Here's the sad part. Mr. Buckley is gone and there are none to take his place. Compare this book to the ones being written by the New Conservatives, and your heart will break. When did conservative literature degenerate from God and Man At Yale to the gas expulsions of that Oxy-Contin addicted walking whoopie cushion that is Rush Limbaugh?

Who will take up Buckley's sword and be the brilliant, eruduate, eloquent voice of the Conservatives? Bill O'Reilly, the Shut Up King? Buckley wouldn't have wasted one of his elegant sneers on that lying ignoramous. Sean Hannity? Nope...he couldn't hold a candle to Buckley...too much flying spittle. Glenn Beck? The clown who dressed up as Hitler's doorman on the cover of his book>? Okay, let's give it to Beck by default. He's now the literary and intellectual pinnacle of the Conservative movement. Congratulations to all of you. And Enjoy.
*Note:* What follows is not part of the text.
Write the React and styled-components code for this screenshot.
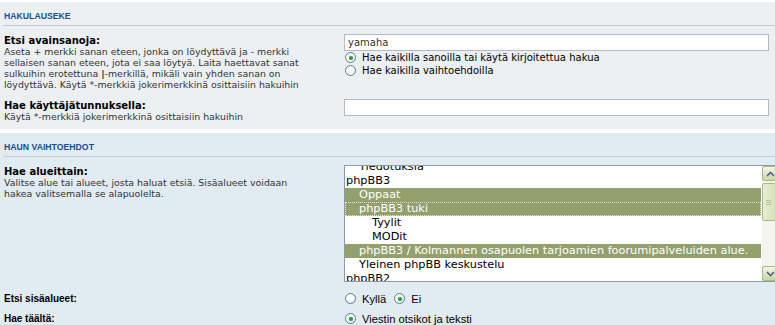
import React from 'react';
import styled, { createGlobalStyle } from 'styled-components';

const GlobalStyle = createGlobalStyle`
  html, body {
    margin: 0;
    padding: 0;
    background: #ffffff;
    overflow: hidden;
  }
  body {
    padding-top: 2px;
    font-family: "DejaVu Sans", Verdana, sans-serif;
    color: #333333;
  }
`;

const Panel = styled.div`
  background: ${(p) => p.$bg};
  padding: 8px 0 7px 0;
  margin-bottom: 4px;
`;

const Heading = styled.h3`
  margin: 0 0 8px 3px;
  padding: 0 0 3px 1px;
  border-bottom: 1px solid #cccccc;
  font-family: "Liberation Sans", Arial, sans-serif;
  font-size: 8.7px;
  line-height: 12px;
  font-weight: bold;
  text-transform: uppercase;
  color: #115098;
`;

const Row = styled.div`
  display: flex;
  align-items: flex-start;
  margin-bottom: ${(p) => p.$gap || 0}px;
`;

const Term = styled.div`
  width: 314px;
  flex: none;
  padding: 1px 26px 0 4px;
  font-size: 9.4px;
  line-height: 11px;
`;

const Label = styled.div`
  font-weight: bold;
  color: #000000;
  font-family: ${(p) => (p.$narrow ? '"Liberation Sans", Arial, sans-serif' : 'inherit')};
  font-size: 10px;
`;

const Desc = styled.div`
  color: #333333;
`;

const Field = styled.div`
  flex: 1;
  min-width: 0;
`;

const TextBox = styled.div`
  width: 417px;
  height: 15px;
  border: 1px solid #b4bac0;
  background: #ffffff;
  padding: 0 3px;
  font-size: 10px;
  line-height: 15px;
  color: #333333;
`;

const RadioLine = styled.label`
  display: flex;
  align-items: center;
  height: 13px;
  font-family: ${(p) => (p.$narrow ? '"Liberation Sans", Arial, sans-serif' : 'inherit')};
  font-size: ${(p) => (p.$narrow ? '11.2px' : '10px')};
  color: #000000;
`;

const RadioText = styled.span`
  margin-right: 7px;
`;

const Radio = styled.span`
  width: 11px;
  height: 11px;
  box-sizing: border-box;
  border-radius: 50%;
  border: 1px solid #5e7a99;
  background: radial-gradient(circle at 40% 40%, #ffffff 40%, #dfe3e8 100%);
  margin: 0 6px 0 1px;
  flex: none;
  display: flex;
  align-items: center;
  justify-content: center;
  &::after {
    content: '';
    display: ${(p) => (p.$checked ? 'block' : 'none')};
    width: 4px;
    height: 4px;
    border-radius: 50%;
    background: #22a830;
    box-shadow: 0 0 1px #5fd060;
  }
`;

const ListBox = styled.div`
  display: flex;
  width: 433px;
  height: 115px;
  border: 1px solid #8e9aa6;
  background: #ffffff;
  overflow: hidden;
`;

const Options = styled.div`
  flex: 1;
  overflow: hidden;
  padding-right: 1px;
`;

const OptionList = styled.div`
  margin-top: -6px;
`;

const Option = styled.div`
  height: 14px;
  line-height: 14px;
  font-size: 11.3px;
  white-space: nowrap;
  padding-left: ${(p) => 1 + p.$level * 13}px;
  color: ${(p) => (p.$selected ? '#ffffff' : '#000000')};
  background: ${(p) => (p.$selected ? '#949f6e' : 'transparent')};
  outline: ${(p) => (p.$focused ? '1px dotted #e4e8d2' : 'none')};
  outline-offset: -1px;
`;

const ScrollBar = styled.div`
  width: 16px;
  flex: none;
  display: flex;
  flex-direction: column;
  background: #f4f4ee;
`;

const ScrollButton = styled.div`
  height: 15px;
  border: 1px solid #a8bb85;
  border-radius: 2px;
  background: linear-gradient(#f2f6e6, #c9d7a8);
  display: flex;
  align-items: center;
  justify-content: center;
  box-sizing: border-box;
`;

const Thumb = styled(ScrollButton)`
  height: 38px;
  margin-top: 2px;
  background: linear-gradient(90deg, #e6eed2, #d3dfb7);
  flex-direction: column;
  align-items: flex-start;
  padding-left: 3px;
  gap: 1px;
  span {
    display: block;
    width: 5px;
    height: 1px;
    background: #b6c59a;
  }
`;

const Spacer = styled.div`
  flex: 1;
`;

const Arrow = ({ up }) => (
  <svg width="9" height="6" viewBox="0 0 9 6">
    <path
      d={up ? 'M1 5 L4.5 1.5 L8 5' : 'M1 1 L4.5 4.5 L8 1'}
      fill="none"
      stroke="#4d6185"
      strokeWidth="1.6"
    />
  </svg>
);

const forums = [
  { name: 'Tiedotuksia', level: 1 },
  { name: 'phpBB3', level: 0 },
  { name: 'Oppaat', level: 1, selected: true },
  { name: 'phpBB3 tuki', level: 1, selected: true, focused: true },
  { name: 'Tyylit', level: 2 },
  { name: 'MODit', level: 2 },
  { name: 'phpBB3 / Kolmannen osapuolen tarjoamien foorumipalveluiden alue.', level: 1, selected: true },
  { name: 'Yleinen phpBB keskustelu', level: 1 },
  { name: 'phpBB2', level: 0 },
];

function ForumList() {
  return (
    <ListBox>
      <Options>
        <OptionList>
          {forums.map((f) => (
            <Option key={f.name} $level={f.level} $selected={f.selected} $focused={f.focused}>
              {f.name}
            </Option>
          ))}
        </OptionList>
      </Options>
      <ScrollBar>
        <ScrollButton><Arrow up /></ScrollButton>
        <Thumb>
          <span /><span /><span />
        </Thumb>
        <Spacer />
        <ScrollButton><Arrow /></ScrollButton>
      </ScrollBar>
    </ListBox>
  );
}

export default function App() {
  return (
    <>
      <GlobalStyle />
      <Panel $bg="#ecf0f3">
        <Heading>Hakulauseke</Heading>
        <Row $gap={9}>
          <Term>
            <Label>Etsi avainsanoja:</Label>
            <Desc>
              Aseta + merkki sanan eteen, jonka on löydyttävä ja - merkki sellaisen sanan eteen, jota ei saa
              löytyä. Laita haettavat sanat sulkuihin erotettuna <strong>|</strong>-merkillä, mikäli vain
              yhden sanan on löydyttävä. Käytä *-merkkiä jokerimerkkinä osittaisiin hakuihin
            </Desc>
          </Term>
          <Field>
            <TextBox>yamaha</TextBox>
            <RadioLine>
              <Radio $checked />
              <RadioText>Hae kaikilla sanoilla tai käytä kirjoitettua hakua</RadioText>
            </RadioLine>
            <RadioLine>
              <Radio />
              <RadioText>Hae kaikilla vaihtoehdoilla</RadioText>
            </RadioLine>
          </Field>
        </Row>
        <Row>
          <Term>
            <Label>Hae käyttäjätunnuksella:</Label>
            <Desc>Käytä *-merkkiä jokerimerkkinä osittaisiin hakuihin</Desc>
          </Term>
          <Field>
            <TextBox />
          </Field>
        </Row>
      </Panel>
      <Panel $bg="#e1ebf2">
        <Heading>Haun vaihtoehdot</Heading>
        <Row $gap={10}>
          <Term>
            <Label>Hae alueittain:</Label>
            <Desc>
              Valitse alue tai alueet, josta haluat etsiä. Sisäalueet voidaan hakea valitsemalla se
              alapuolelta.
            </Desc>
          </Term>
          <Field>
            <ForumList />
          </Field>
        </Row>
        <Row $gap={7}>
          <Term>
            <Label $narrow>Etsi sisäalueet:</Label>
          </Term>
          <Field>
            <RadioLine $narrow>
              <Radio />
              <RadioText>Kyllä</RadioText>
              <Radio $checked />
              <RadioText>Ei</RadioText>
            </RadioLine>
          </Field>
        </Row>
        <Row>
          <Term>
            <Label $narrow>Hae täältä:</Label>
          </Term>
          <Field>
            <RadioLine $narrow>
              <Radio $checked />
              <RadioText>Viestin otsikot ja teksti</RadioText>
            </RadioLine>
          </Field>
        </Row>
      </Panel>
    </>
  );
}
Okay, back to the review: Notes and Asides is selected from Buckley's responses to letters to the editor of National Review. His correspondence with Art Buchwald is worth the price of admission. Buy the book. Read it. You'll learn something, the cobwebs will blow out of your brain, and you'll experience some of the best use of the English language in this century. Just don't necessarily agree with him.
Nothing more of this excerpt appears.